Short-term objectives:

  • Establish the foundational platform infrastructure
  • Build the raw data store and Operational Data Store
  • Integrate high-value source systems
  • Publish initial operational dashboards
  • Improve identity lifecycle, access, licensing, and membership visibility
  • Centralize common operational reporting

Long-term objectives:

  • Develop enterprise warehouse and Data Vault capabilities
  • Support governance, risk, compliance, and audit reporting
  • Enable operational automation and workflow orchestration
  • Build reusable enterprise integrations and data models
  • Support future CMDB, inventory, intelligence, and custom operational applications

Scope

In scope:

  • Data ingestion pipelines and API integrations
  • Workflow orchestration and scheduled processing
  • Raw data, Operational Data Store, Data Vault, and Data Mart layers
  • Data transformations, testing, lineage, and semantic models
  • Dashboards, reports, alerts, and operational applications
  • Cross-system analytics and identity lifecycle reporting
  • Documentation, runbooks, standards, and data dictionaries

Out of scope for an initial phase:

  • Replacing source systems
  • Replacing ERP or core business platforms
  • Large-scale AI or machine learning initiatives
  • Unsupported modification of production systems
  • Direct changes to source systems outside approved APIs and governance

Principles

  • Use API-first integrations where possible.
  • Keep workloads containerized and modular.
  • Separate operational, historical, analytical, and presentation concerns.
  • Manage infrastructure, pipelines, transformations, schemas, applications, and documentation in Git.
  • Prefer peer-reviewed, version-controlled production changes.
  • Use role-based access control and least privilege.
  • Design for observability, auditability, and future high availability.
  • Treat documentation as part of the platform, not an afterthought.

Success Measures

  • Core system integrations are established and refreshed reliably.
  • Shared dashboards replace recurring manual reports.
  • Identity lifecycle, access, membership, licensing, asset, or ticket views become operationally useful.
  • Manual reporting effort measurably decreases.
  • Cross-system data definitions are documented and reused.
  • Transformations and models are version controlled and peer reviewed.
  • Automation use cases can build on governed operational datasets.

Delivery Phases

Phase 1: infrastructure, raw ingestion, Operational Data Store, and core integrations.

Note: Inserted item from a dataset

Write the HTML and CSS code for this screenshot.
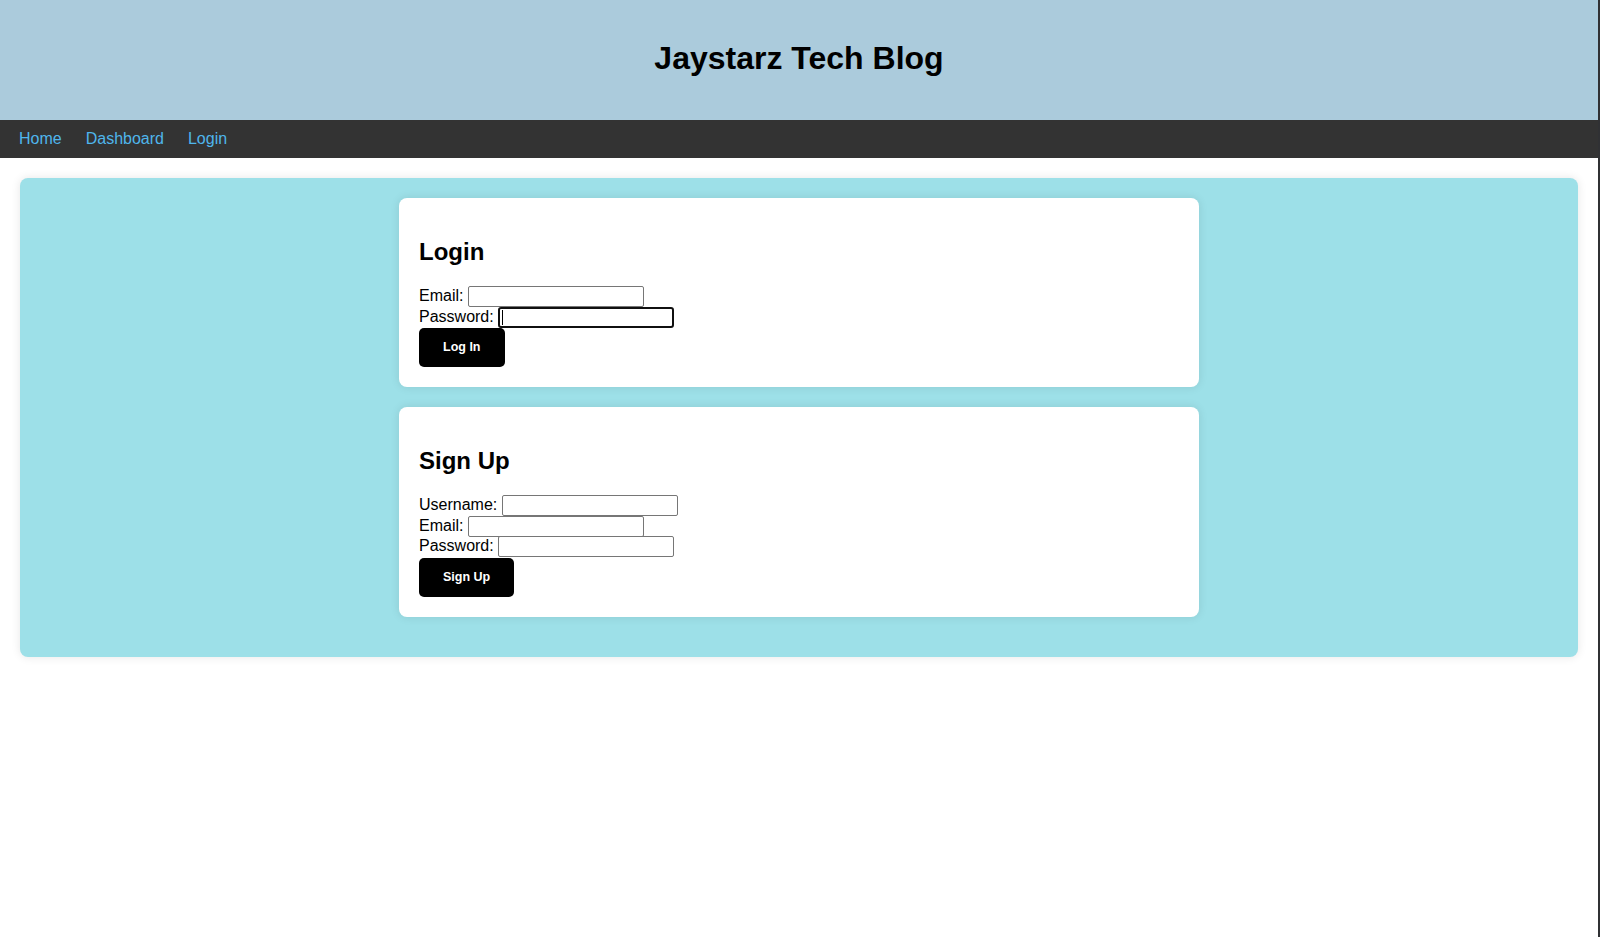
FILE: index.html
```html
<!DOCTYPE html>
<html lang="en">
<head>
<meta charset="utf-8">
<title>Jaystarz Tech Blog</title>
<link rel="stylesheet" href="styles.css">
</head>
<body>
<div class="page">
  <header class="site-header">
    <h1 class="site-title">Jaystarz Tech Blog</h1>
  </header>
  <nav class="site-nav">
    <a href="#" class="nav-link">Home</a>
    <a href="#" class="nav-link">Dashboard</a>
    <a href="#" class="nav-link">Login</a>
  </nav>
  <main class="main">
    <section class="card">
      <h2 class="card-title">Login</h2>
      <form class="form">
        <div class="row"><label>Email: <input type="text" class="field"></label></div>
        <div class="row"><label>Password: <span class="focus-wrap"><input type="password" class="field field-focused"></span></label></div>
        <button type="button" class="btn">Log In</button>
      </form>
    </section>
    <section class="card">
      <h2 class="card-title">Sign Up</h2>
      <form class="form">
        <div class="row"><label>Username: <input type="text" class="field"></label></div>
        <div class="row"><label>Email: <input type="text" class="field"></label></div>
        <div class="row"><label>Password: <input type="password" class="field"></label></div>
        <button type="button" class="btn">Sign Up</button>
      </form>
    </section>
  </main>
</div>
</body>
</html>
```
FILE: styles.css
```css
html, body {
  margin: 0;
  padding: 0;
  background: #ffffff;
}
body {
  font-family: "Liberation Sans", Arial, sans-serif;
  color: #000;
}
.page {
  width: 1600px;
  min-height: 937px;
  box-sizing: border-box;
  border-right: 2px solid #303134;
}
.site-header {
  background: #abcbdc;
  height: 120px;
  box-sizing: border-box;
  padding-top: 40px;
  text-align: center;
}
.site-title {
  margin: 0;
  font-size: 32px;
  font-weight: bold;
  line-height: 37px;
}
.site-nav {
  background: #333333;
  height: 38px;
  display: flex;
  align-items: center;
  gap: 24px;
  padding: 0 19px;
}
.nav-link {
  color: #4fb6ec;
  text-decoration: none;
  font-size: 16px;
  line-height: 18px;
}
.main {
  background: #9de0e8;
  margin: 20px;
  padding: 20px;
  border-radius: 8px;
  box-shadow: 0 0 10px rgba(0, 0, 0, 0.1);
}
.card {
  width: 800px;
  box-sizing: border-box;
  margin: 0 auto 20px;
  background: #ffffff;
  border-radius: 8px;
  padding: 20px;
  box-shadow: 0 0 10px rgba(0, 0, 0, 0.1);
}
.card-title {
  font-size: 24px;
  font-weight: bold;
  margin: 20px 0 21px;
  line-height: 27px;
}
.form {
  margin: 0;
}
.row {
  font-size: 16px;
  line-height: 18px;
  height: 20.5px;
}
.field {
  width: 176px;
  height: 21px;
  box-sizing: border-box;
  border: 1px solid #767676;
  border-radius: 2px;
  padding: 1px 2px;
  font-size: 13.33px;
  font-family: "Liberation Sans", Arial, sans-serif;
  vertical-align: baseline;
  margin: 0;
  background: #fff;
}
.focus-wrap {
  position: relative;
  display: inline-block;
}
.focus-wrap::after {
  content: "";
  position: absolute;
  left: 4px;
  top: 3px;
  width: 1px;
  height: 15px;
  background: #000;
}
.field-focused {
  border: 2px solid #101010;
  border-radius: 3px;
}
.btn {
  display: block;
  margin-top: 1px;
  background: #000;
  color: #fff;
  border: 0;
  border-radius: 5px;
  padding: 12px 24px;
  font-family: "Liberation Sans", Arial, sans-serif;
  font-size: 12.5px;
  font-weight: bold;
  line-height: 15px;
  cursor: pointer;
}
```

Phase 2: operational reporting, dashboards, curated marts, and early workflow visibility.

Phase 3: automation, advanced analytics, and broader cross-system integrations.

Phase 4: governance, CMDB-style applications, intelligence applications, and mature historical processing.

Pilot Pattern

A strong first pilot is identity lifecycle operational visibility. This use case commonly spans onboarding, offboarding, group and channel memberships, license assignments, endpoint records, service tickets, training status, and application provisioning. It produces immediate operational value while proving the platform's integration, correlation, and reporting patterns.